Toying with python-parse-2d.
Note: a fork of this project exists to provide a packaging of that 2D parsing library. Please use this fork as it allows importing it into the current project as a python library.
Current code parses the content of a 2D text box.
There is a dearth of well structured parsing toolkits for textual data
or textual programming languages with a 2D layout. One exception is
python-parse-2d
, which seems to work but may be, perhaps, too simplistic for
our needs. So we need to check it out in some details to evaluate it.
Ideally, we would like to be able to detect two boxes randomly laid out on a page. The toody comonadic parser combinator haskell library is claimed to handle that, but it does not build out of the box anymore. It is cursorily discussed on reddit.
If you know of other 2D text parsing toolkits, please let me know. The problematics relevant to 2D parsing notably include various markdown parsings; such as markdeep for instance. The comonadic structure also appears in the ascii art to unicode parsing technology. One may also mention the 2D language Befunge which is indeed required to parse two dimensional text.

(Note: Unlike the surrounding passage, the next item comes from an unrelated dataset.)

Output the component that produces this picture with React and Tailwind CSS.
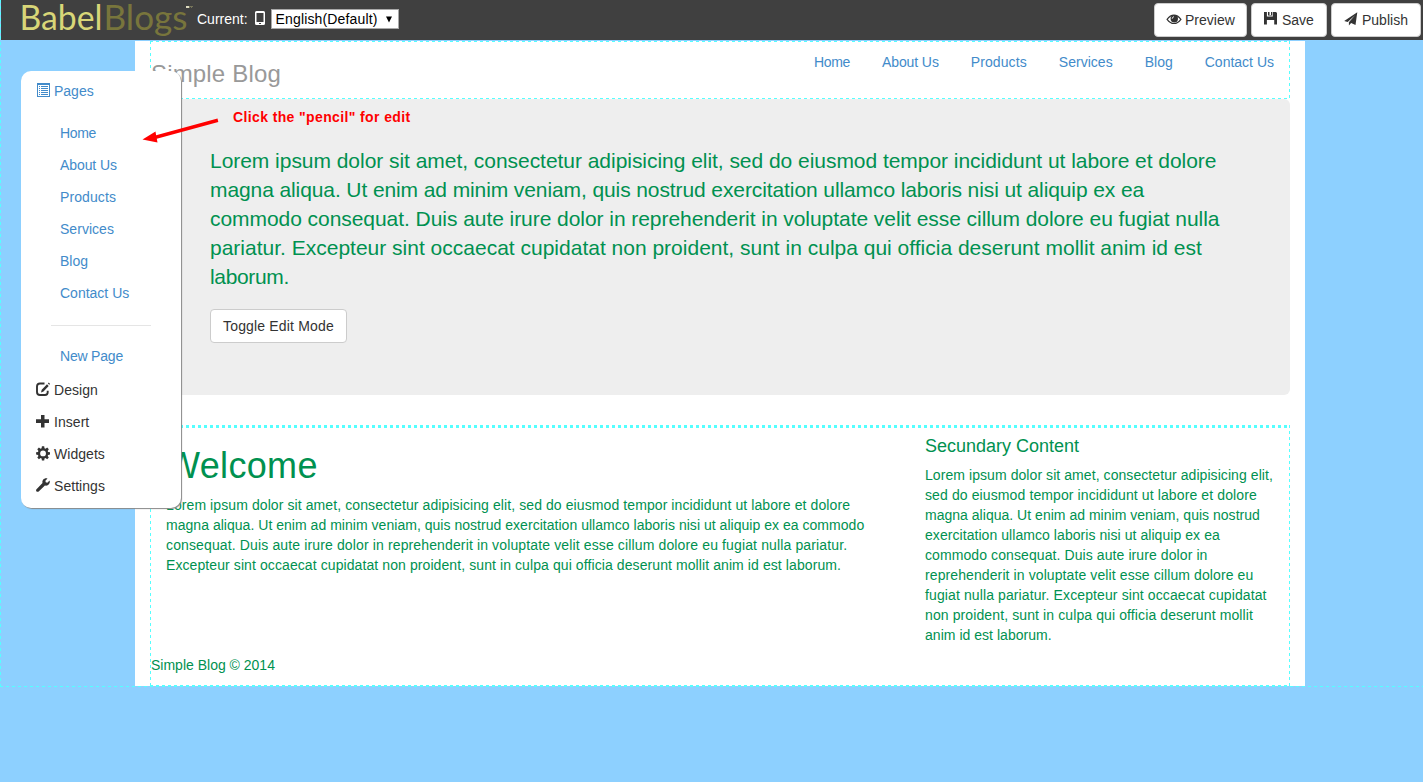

The problematic of subtler parsing technologies able to handle 2D layout does matter inasmuch as modern artificial intelligence workflows (such as in the txtai software) seem to hit a bottleneck: that of preprocessing the data coming out of ugly things such as pdf files into something that can be satisfactorily consumed by these modern artificial intelligence workflows.
Incidentally, it may be interesting to develop 2D parsing technology to create more modern alternatives to things like the par formatting tool.
Caveat: the project builds out of the box, provided you have the same toolkit as me: just, fd, par, bat / batcat, hatch, tomlq for python yq, sed. If you have that, you're good to go. If you don't, leave me a note, and I'll attempt to make my setup as portable as possible.
Type just
for the list of commands at your disposal to manage the project.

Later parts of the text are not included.